Frankel: They bought all of the land in my neighborhood, developed it into homes, and one-by-one sold them off. It took them about five years from start to finish to do it. That's a capital-intensive way to be a homebuilder, to buy a giant plot of land like that, develop a whole neighborhood, and hope that people buy them. Dream Finders uses an asset-light business model, meaning that they own options on land, meaning that they have the right to buy land, but they don't actually complete the purchase of the land that they're building on it until they have a buyer lined up.

Moser: Interesting.

Frankel: It's a really capital-light business model. The return on equity was over 30 percent last year because of this. Most homebuilders are in the teens. It's a really interesting business, really rapid growth right now. They grew their revenue 30 percent year-over-year through the first nine months of 2020. I know 2020 wasn't really a typical time in the housing market, [laughs] but they have grown impressively just for the past few years. They are one of the fastest-growing homebuilders in the country. They're not a market leader yet, but I could see them getting toward that direction. I took a look at them a while ago when I heard that that was Boston Omaha's homebuilder investment, and I was really glad to see they went public. I'm not one for playing in the IPO market all that much. I think the last recent IPO I bought was Lemonade (NYSE: LMND), but that was the first one in a couple of years. I might wait to see the price normalize, till we get a quarter or two worth of earnings to really value the company on. I want to see how they do in a market that's not 2020. We have all their growth numbers from 2020, but we take that with a grain of salt.

Moser: Matt, homebuilding, it's a fascinating market and it's one where it really seems to favor scale. It definitely seems to favor the bigger players in the space. You mentioned D.R. Horton, for example, 28 some odd billion-dollar market capitalization. That's a company that's been doing it for a while. Obviously, knows what they're doing. With Dream Finders, this is a small company. This is a two billion dollar market cap business. They don't have a ton of financial resources at their disposal, at least not yet. What are the things that you're keeping your eye on to make sure they're able to continue taking that step to the next level? What are the things we need to be watching to see this company really, to know that they're able to take that step and compete with the bigger players in the space?

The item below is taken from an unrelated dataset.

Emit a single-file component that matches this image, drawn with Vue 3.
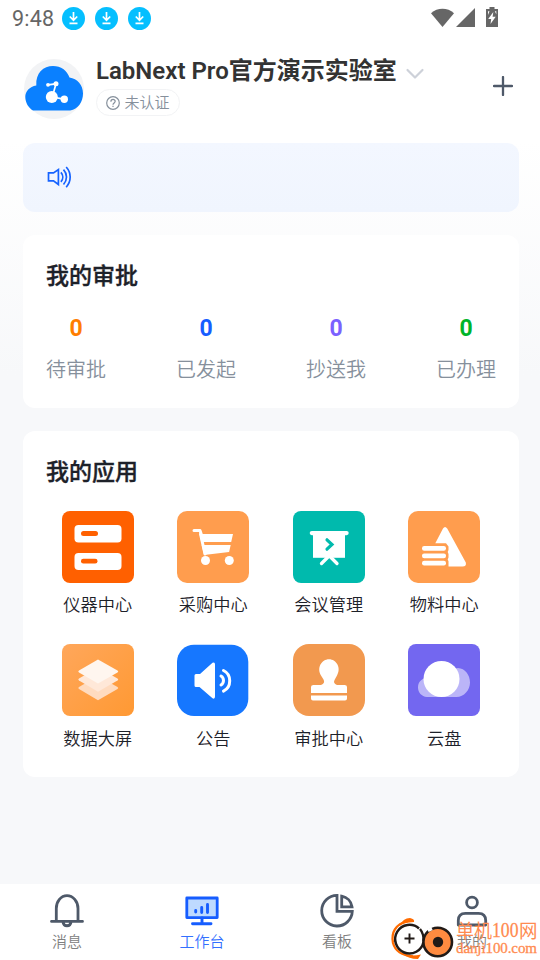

Frankel: They've grown a lot through acquisition. They're now one of the private homebuilder leaders in the Charlotte area because of that big acquisition they made last year, for example. Growing through acquisition costs money.

Moser: Yeah.

Frankel: You wanted to see that they have a reliable and relatively inexpensive source of funding which they don't have yet. They funded their last acquisition by getting a term loan from Boston Omaha, actually. Boston Omaha was equity and debt investor. But it was like a one-year term loan, they paid something like 14 percent interest on the loan.

Moser: Wow.

Frankel: They're going to pay it off with the proceeds from the IPO, it looks like. Right now it's not a big deal. But you want to see them establish a better way to fund their growth. That will come as they grow.

Moser: Yeah.

Frankel: As they can really prove their earnings out and things like that. That will come. But that's one thing I'm watching. You're absolutely right, scale is everything in home building. It's not a terribly high-margin industry usually, especially on the lower to mid-range of the market, which is where Dream Finders tends to operate, in the mid-range homes. For starter homes, the reason that you haven't seen a ton of supply and they're such supply constraints is they really haven't been economical for home builders to make. They're very dependent on things like lumber prices which have been high lately, and you want to see the business scale. As they scale, it will get more efficient. That's really what I'm watching. Like I said, I love the growth through acquisition model because home building, aside from the DR Hortons of the world, it's a pretty fragmented market.

Moser: Yeah.

Frankel: There's a lot of smaller regional home builders that they could go after. I love that strategy but I'd like to see them be able to finance it a little more efficiently. Because paying 14 percent interest is not the way to go.